Things are never completely serene for this Louisiana/Texas-bred Angeleno however, because his maniacal homeboy Mouse calls upon him to prove the innocence of yet another Black man unfortunate enough to be in the wrong place at the wrong time.

A confirmed sociopath, Mouse has left a trail of bodies in his wake since his introduction in “Devil in a Blue Dress,” the first episode in the Easy Rawlings canon. In this go-round however, Mouse’s penchant for mayhem is put on the back burner and he is relegated to messenger status for the grisly proceedings to come.

Murder is the case here, to paraphrase Snoop Dogg’s 1994 hit song, and the defendant is one Poindexter-like Seymour Brathwaite, a doctoral candidate in physics at UCLA. Brathwaite is a nerdish academic, wearing coke-bottle thick glasses, who is incapable of harming a fly, let alone homicide. Yet his complexion is all the connection the police need to make a conviction, freeing them from the tedious task of actually finding the guilty party.

Like any detective yarn, “Charcoal Joe” is populated with memorable characters on both sides (and sometimes straddling) the perimeter of the law. These include a motley crew of shot callers, underworld scavengers, and above all the countless unfortunates, most of them minorities (and a few Whites) who find themselves ground under the wheels of the status quo.

Figuring prominently in this motley crew is Charcoal Joe, who gives the tome its title. An incarcerated criminal mastermind whose influence extends far beyond the confines of his minimum security detention center, Joe is the catalyst who has kicked off Easy’s latest grim escapade, and in true noir tradition, his motives are not entirely altruistic.

Former President Bill Clinton once proclaimed Walter Mosley his favorite writer, and since then the accolades and book sales have multiplied, including the 1995 motion picture based on“Devil in a Blue Dress,” which featured Denzel Washington as the home spun detective, and a star-making performance by Don Cheadle as the homicidally inclined Mouse.

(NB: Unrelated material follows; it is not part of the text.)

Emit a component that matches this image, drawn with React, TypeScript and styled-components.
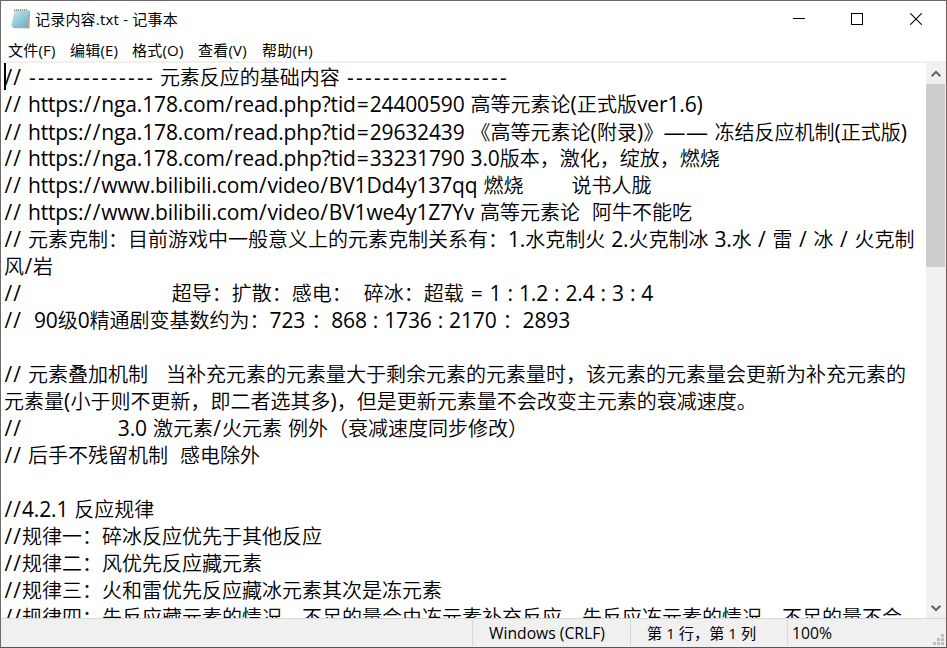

These days, Mosley resides in Brooklyn, a continent away from his humble beginnings in Watts, resting on his laurels as Edgar Grand Master (awarded by the Mystery Writers of America) along with other honors. Distance has not dulled his familiarity with the geography or the nuances of his hometown, however. The series is more so a chronicle of the racial evolution of a city than just a collection of “whodunits.” Easy’s (and Mosley’s) genius lies in his ability to bridge the barriers separating Black and White, opulence and squalor, and recognizing the correlation of the human condition among the henchmen, misfits, power brokers, and especially the victims he encounters in his quest for justice in an inequitable world.

“Charcoal Joe” by Walter Mosley, 320 pages from Doubleday, sells for $26.95, and may be purchased online, or at Eso Won Books, 4327 Degnan Blvd. in Los Angeles.